The primary quality metrics for castings produced via this lost foam casting process include dimensional accuracy, surface finish, and internal soundness. The systematic digital design approach directly controls the first two. Internal soundness, particularly the avoidance of carbonaceous defects from incomplete foam degradation, is managed by process parameters. The vacuum level $P_{vac}$ and the foam density $\rho_{foam}$ are key factors. A higher vacuum improves gas evacuation, while a lower foam density reduces the total mass of hydrocarbons to be decomposed. An empirical relationship for defect risk reduction can be considered:
$$ \text{Gas Evacuation Efficiency} \propto \frac{P_{atm} – P_{vac}}{\rho_{foam} \cdot \mu_{coating}} $$
Where $\mu_{coating}$ represents the coating’s permeability. This underscores the interconnectedness of pattern design, material properties, and process control in lost foam casting.

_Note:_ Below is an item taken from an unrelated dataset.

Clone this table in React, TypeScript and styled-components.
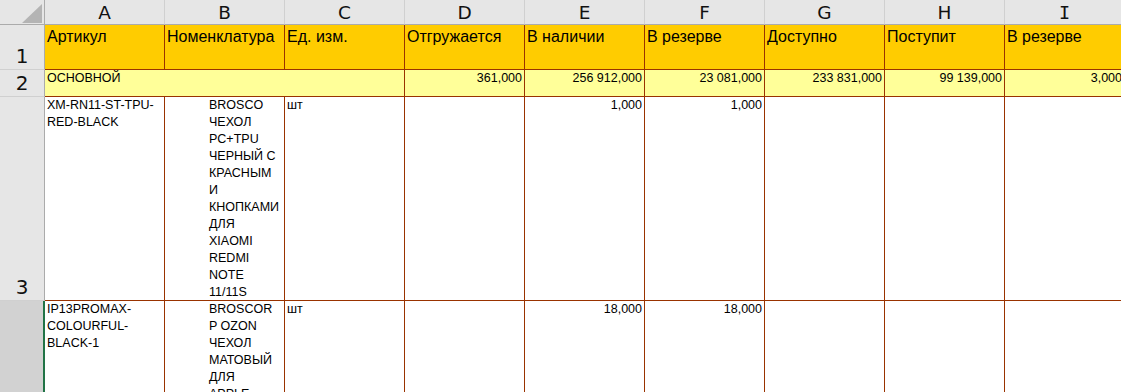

In conclusion, the application of lost foam casting to the production of a diesel engine cylinder head demonstrates the profound advantages of this technology when supported by a rigorous, systematic design framework. From the initial digital compensation and intelligent pattern segmentation to the detailed design of molding tools and the precise control of process parameters, each step is interlinked. This methodology ensures the realization of lost foam casting’s core benefits: the ability to produce exceptionally complex geometries as single-piece castings, excellent dimensional repeatability, significant reduction in machining costs due to near-net-shape forming, and a cleaner, more efficient foundry process with minimal waste. The lost foam casting process, as detailed through this cylinder head case study, stands as a superior manufacturing solution for high-volume, high-complexity automotive components, perfectly aligning with the industry’s demands for performance, cost-effectiveness, and sustainable manufacturing practices.